The first stop on the Gowanus tour: In Brooklyn Utopias: Along The Canal, a collaboration between The Old Stone House and Arts Gowanus. In Gowanus Canyon 2100, Sunk Shore reports back from beginning of the next century. This snapshot of the fantastically different climate changed 2100 is accompanied by a video future history that leads you from now until then and a gift to take away.

Also showing work: Lisa Aurigemma, Sasha Chavchavadze, Dov Diamond, Chasity Fryer and Mary Glover, Nathan Kensinger, Leslie Kerby, Radha Korman, Karen Mainenti, Christina Massey, Robin Michals, Caitlin Miller, Carolyn Monastra, Lynn Newman/Artichoke Dance, Iviva Olenick, Red Hook Art Project, Amy Ritter, Manju Shandler, Daniel Anthony Vasquez, Liam Wiesenberger and Ella Yang

Find the future along the Gowanus Canal

Sunk Shore | Open Source Gallery | April 23 – June 5 | Opening April 23, 4-7 PM

Open Source Gallery | 306 17th St. Brooklyn NY 111215 | Open Sat. & Sun. 12-6, or by appointment

Two-session Workshop: April 30 and May 1, 11am – 2pm (more information and sign up here)

Sunk Shore Archive–A gallery show of tours, ephemera, and actions from 2017-2022, including work by Gowanus residents from a Two-session Workshop on April 30 and May 1, 11am – 2pm (more information and sign up here) and from a workshop for Teen Leaders through Genspace. There will also be a live!
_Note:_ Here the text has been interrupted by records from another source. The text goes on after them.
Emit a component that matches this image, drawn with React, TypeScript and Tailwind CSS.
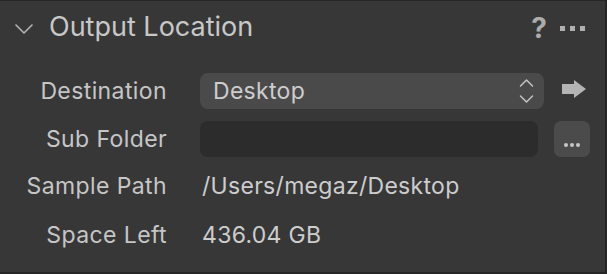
const rowLabel = "w-[167px] shrink-0 text-right text-[23px] tracking-[0.4px] text-[#c6c6c6]";
const value = "text-[23px] tracking-[0.3px] text-[#cdcdcd]";

const App = () => {
  return (
    <div className="h-[274px] w-[607px] overflow-hidden bg-[#373737] font-['Inter',sans-serif]">
      <div className="h-full w-full border-b-2 border-r-2 border-t border-[#262626]">
        <header className="flex h-[53px] items-center pl-[15px] pr-[20px]">
          <svg width="18" height="10" viewBox="0 0 18 10" className="mt-[2px]">
            <path d="M1 1l8 8 8-8" fill="none" stroke="#b4b4b4" strokeWidth="1.6" strokeLinecap="round" strokeLinejoin="round" />
          </svg>
          <h1 className="ml-[16px] text-[27px] text-[#c8c8c8]">Output Location</h1>
          <span className="ml-auto text-[28px] font-bold leading-none text-[#acacac]">?</span>
          <span className="ml-[13px] mt-[2px] flex gap-[5px]">
            <i className="h-[5px] w-[5px] bg-[#b0b0b0]" />
            <i className="h-[5px] w-[5px] bg-[#b0b0b0]" />
            <i className="h-[5px] w-[5px] bg-[#b0b0b0]" />
          </span>
        </header>

        <div className="mt-[19px] flex items-center">
          <span className={rowLabel}>Destination</span>
          <div className="ml-[33px] flex h-[36px] w-[344px] items-center rounded-[8px] bg-[#4a4a4a] pl-[13px] pr-[10px]">
            <span className={value}>Desktop</span>
            <svg className="ml-auto" width="15" height="26" viewBox="0 0 15 26">
              <path d="M1.5 8l6-6 6 6M1.5 18l6 6 6-6" fill="none" stroke="#c4c4c4" strokeWidth="1.5" strokeLinecap="round" strokeLinejoin="round" />
            </svg>
          </div>
          <svg className="mb-[5px] ml-[18px]" width="24" height="18" viewBox="0 0 24 18">
            <path d="M0 4h12V0l12 9-12 9v-4H0z" fill="#b4b4b4" />
          </svg>
        </div>

        <div className="mt-[12px] flex items-center">
          <span className={rowLabel}>Sub Folder</span>
          <div className="ml-[33px] h-[36px] w-[338px] rounded-[8px] bg-[#2c2c2c]" />
          <button className="ml-[16px] flex h-[36px] w-[36px] items-end justify-center gap-[2px] rounded-[7px] bg-[#4b4b4b] pb-[10px]">
            <i className="h-[4px] w-[4px] rounded-full bg-[#c8c8c8]" />
            <i className="h-[4px] w-[4px] rounded-full bg-[#c8c8c8]" />
            <i className="h-[4px] w-[4px] rounded-full bg-[#c8c8c8]" />
          </button>
        </div>

        <div className="mt-[13px] flex h-[33px] items-center">
          <span className={rowLabel}>Sample Path</span>
          <span className={`ml-[35px] ${value}`}>/Users/megaz/Desktop</span>
        </div>

        <div className="mt-[16px] flex h-[33px] items-center">
          <span className={rowLabel}>Space Left</span>
          <span className={`ml-[35px] ${value}`}>436.04 GB</span>
        </div>
      </div>
    </div>
  );
};

export default App;
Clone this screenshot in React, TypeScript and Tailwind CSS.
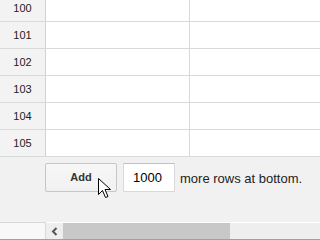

Sunk Shore tour, devised and led by Gowanus residents, in the first week of June.

Sunk Shore: Gowanus is part of the Works on Water Triennial, taking place from April-October 2022. Check out the WoW website and Instagram for more events and information.

Sunk Shore 2021

As part of Tending the Edge (a continuation of Walking the Edge, see below), where artists from across the five boroughs, spent two months offering points of engagement and weaving relationships across New York City’s shoreline, through districts, wetlands, rivers, and boroughs, all the way to city hall, Sunk Shore visited Cody Ann Herrmann’s Brownfield Boating tours in Flushing Bay and Creek, and took visitors on a tour of the future of the two shores there.

Sunk Shore 2020

As part of Walking the Edge, a collaboration between arts organizations Works on Water and Culture Push, and the NYC Department of City Planning, Sunk Shore took over the Works on Water Instagram account, and delivered a report back from the future shorelines of the East River. The tour started in a very stormy 2092, and traveled backward in time to 2068, 2043, and 2020.

Walking the Edge

We also shared a workbook with visitors to Governors Island that led them on a self-guided tour of the past.

Sunk Shore 2019

Sept. 7-8 & Sept. 21, 2019

In 2019 Sunk Shore returned to Governors Island. Carolyn Hall and Clarinda Mac Low led participants along a route close to and on the north shore of Governors Island, .

The tour was approximately one hour and traveled approximately one mile, from Soisson’s Landing on the shore, passing through Liggett’s Terrace and ending at Fort Jay.

Sunk Shore 2018

As part of the Works on Water/Underwater New York Residency at the WoWHaus (House 5B on Nolan Park, Governors Island), Carolyn Hall and Clarinda Mac Low led a tour along a route close to and on the south shore of Governors Island, time traveling into a speculative fiction based on a deep dive into climate change data. Tours took place Sept. 8 & 23, 2018.

Sunk Shore is built as an embodied experience of information about the climate crisis. Data can seem very remote or abstract, so Sunk Shore aims to give the facts weight and impact.

Devised by Carolyn Hall and Clarinda Mac Low, with contributions from Paul Benney.

Link here for Credits and Research for Sunk Shore

Documentation of tour and research process

Documentation of an installation of ephemera, artifacts, and research at the WoWHaus on Governors Island.

Sunk Shore 2017

A time-lapse video of the shape of downtown Manhattan’s waterline, from 1609-2100. Images of the past by Eve Mosher, Images of the future (and editing) by Clarinda Mac Low.
Paul Benney using existing structures to create the picture of the future: In the 2050s “Water Sampling Stations” are everywhere, because the natural water filtration system in the Catskills (which supplies much of New York City’s water) has eroded because of a shift in tree life. In the 2080s, the Statue of Liberty has been put on a flotation device, so it won’t flood during storm surges.
Sunk Shore participants wearing the “perspecticles” (distributed by TRYST, and invented by artist Charles Goldman) that allow them to see the future.
Preparatory sensory dance, while participants are convening
Participants led into the past dip toes into the Hudson River (currently the West Side Highway), then go to the 2050s enter boats to traverse the “canals of Battery Park City” (an area entirely built on landfill and soil dug up from the original World Trade Center).

Devised by Paul Benney, Carolyn Hall, and Clarinda Mac Low as part of the Works on Water inaugural triennial of art that works in, with, or on the water, co-produced and presented by New Georges theater company and 3LD Art & Technology, and co-curated by 6 artist/curators, June 2017

Sunk Shore was a playful speculative tour of the future of lower Manhattan. TRYST led participants along a route close to and on the Hudson River, first into the past (to establish the terrain), then into an extrapolated future, using sensory exercises, the surrounding structures, and evocative props.

At the end of the tour, everybody was given a pamphlet that contained all the data used to create the tour.